Tazewell’s answer also denies several claims and reports to not have sufficient information to admit or deny allegations.
LCSS counsel also denies the suit’s claim that Tom Alexander failed to report the matter to law enforcement after a teacher delivered a note to Alexander on Nov. 8, 2010, that allegedly was written by Tazewell.
LCSS also challenges that the man listed in the suit as the plaintiff’s father is the plaintiff’s step-father and asks the plaintiffs to prove several allegations about how the administration handled parental requests.
The LCSS defendants admit that the listed father, whose initials are withheld to protect the student’s privacy, was the one who reported the case to law enforcement Nov. 8, 2010.
Hinesville Police Department investigator Det.  Melvin “Butch” Kesner previously confirmed that the man initially reported the incident, but said that the school system did so shortly after and was cooperative with the investigation.  
In addition to asking that the plaintiff’s complaint be dismissed with prejudice, the answer requests legal costs be cast upon the plaintiff.

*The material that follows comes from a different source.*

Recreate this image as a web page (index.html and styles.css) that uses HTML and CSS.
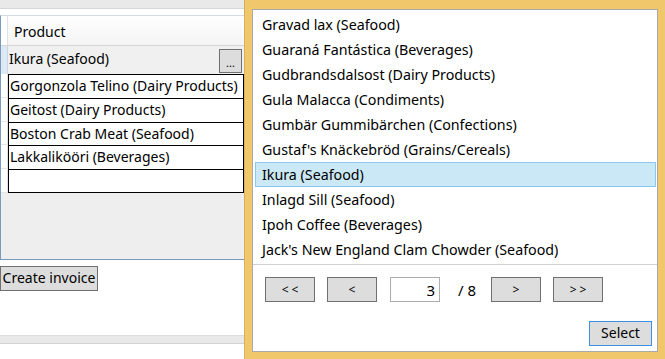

Though he was listed in the initial suit, the initials of the father-figure do not appear on a plaintiff’s certificate of interested parties filed Aug. 1 or on a certificate of interest parties filed by Tazewell’s counsel July 26.
“The undersigned further certifies that the following is a full and complete list of other persons, firms, partnerships, corporation, or organizations that have a financial interest in, or another interest which could be substantially affected by, the outcome of this case (including a relationship as a parent or holding company or similar relationship),” the documents said.
On Aug. 3, the plaintiff’s counsel filed a notice of alternative dispute resolution form consenting to case resolution through non-binding mediation or a magistrate procedure.
The document indicates that the other parties were served the same form and are able to respond; if the parties unanimously agree to mediation, arbitration or a magistrate judge, counsel for plaintiff shall notify the clerk.